● GOAL
Can you transcribe the data exactly? Leave the pictures out.

● DATA SHOWN
--*--

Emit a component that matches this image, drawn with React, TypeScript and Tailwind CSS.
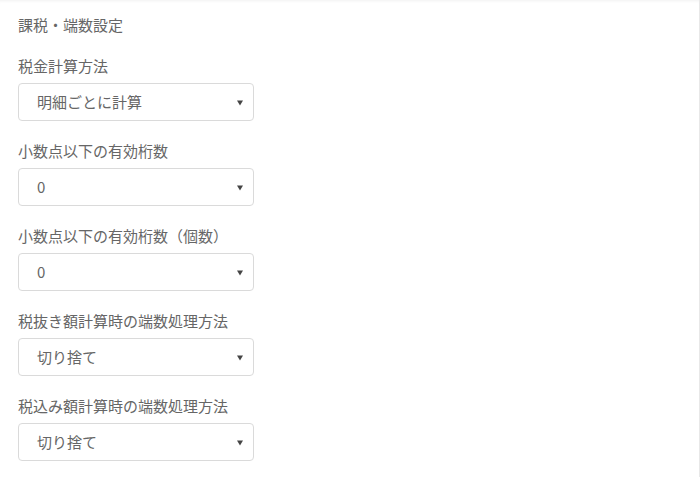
import React from "react";

const fields = [
  { label: "税金計算方法", value: "明細ごとに計算" },
  { label: "小数点以下の有効桁数", value: "0" },
  { label: "小数点以下の有効桁数（個数）", value: "0" },
  { label: "税抜き額計算時の端数処理方法", value: "切り捨て" },
  { label: "税込み額計算時の端数処理方法", value: "切り捨て" },
];

function SelectBox({ value }: { value: string }) {
  return (
    <div className="flex items-center justify-between w-[236px] h-[38px] pl-[18px] pr-[10px] border border-[#dadada] rounded-[4px] bg-white text-[15px] text-[#666]">
      <span>{value}</span>
      <svg width="6" height="6" viewBox="0 0 6 6" className="mt-[1px]">
        <path d="M0 0.5 L6 0.5 L3 5.5 Z" fill="#444" />
      </svg>
    </div>
  );
}

export default function App() {
  return (
    <div
      className="w-full h-[477px] bg-white border-r border-[#e8e8e8] shadow-[inset_0_3px_3px_-2px_rgba(0,0,0,0.06)] px-[18px] pt-[15px]"
      style={{ fontFamily: '"Noto Sans CJK JP", "Noto Sans", sans-serif' }}
    >
      <div className="text-[15px] leading-5 text-[#666]">課税・端数設定</div>
      <div className="flex flex-col gap-[20px] mt-[21px]">
        {fields.map((f) => (
          <div key={f.label} className="flex flex-col gap-[7px]">
            <span className="text-[15px] leading-5 text-[#666]">{f.label}</span>
            <SelectBox value={f.value} />
          </div>
        ))}
      </div>
    </div>
  );
}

--*--

● EXERCISE RESPONSE
Emit a component that matches this image, drawn with React, TypeScript and Tailwind CSS.
import React from "react";

const fields = [
  { label: "税金計算方法", value: "明細ごとに計算" },
  { label: "小数点以下の有効桁数", value: "0" },
  { label: "小数点以下の有効桁数（個数）", value: "0" },
  { label: "税抜き額計算時の端数処理方法", value: "切り捨て" },
  { label: "税込み額計算時の端数処理方法", value: "切り捨て" },
];

function SelectBox({ value }: { value: string }) {
  return (
    <div className="flex items-center justify-between w-[236px] h-[38px] pl-[18px] pr-[10px] border border-[#dadada] rounded-[4px] bg-white text-[15px] text-[#666]">
      <span>{value}</span>
      <svg width="6" height="6" viewBox="0 0 6 6" className="mt-[1px]">
        <path d="M0 0.5 L6 0.5 L3 5.5 Z" fill="#444" />
      </svg>
    </div>
  );
}

export default function App() {
  return (
    <div
      className="w-full h-[477px] bg-white border-r border-[#e8e8e8] shadow-[inset_0_3px_3px_-2px_rgba(0,0,0,0.06)] px-[18px] pt-[15px]"
      style={{ fontFamily: '"Noto Sans CJK JP", "Noto Sans", sans-serif' }}
    >
      <div className="text-[15px] leading-5 text-[#666]">課税・端数設定</div>
      <div className="flex flex-col gap-[20px] mt-[21px]">
        {fields.map((f) => (
          <div key={f.label} className="flex flex-col gap-[7px]">
            <span className="text-[15px] leading-5 text-[#666]">{f.label}</span>
            <SelectBox value={f.value} />
          </div>
        ))}
      </div>
    </div>
  );
}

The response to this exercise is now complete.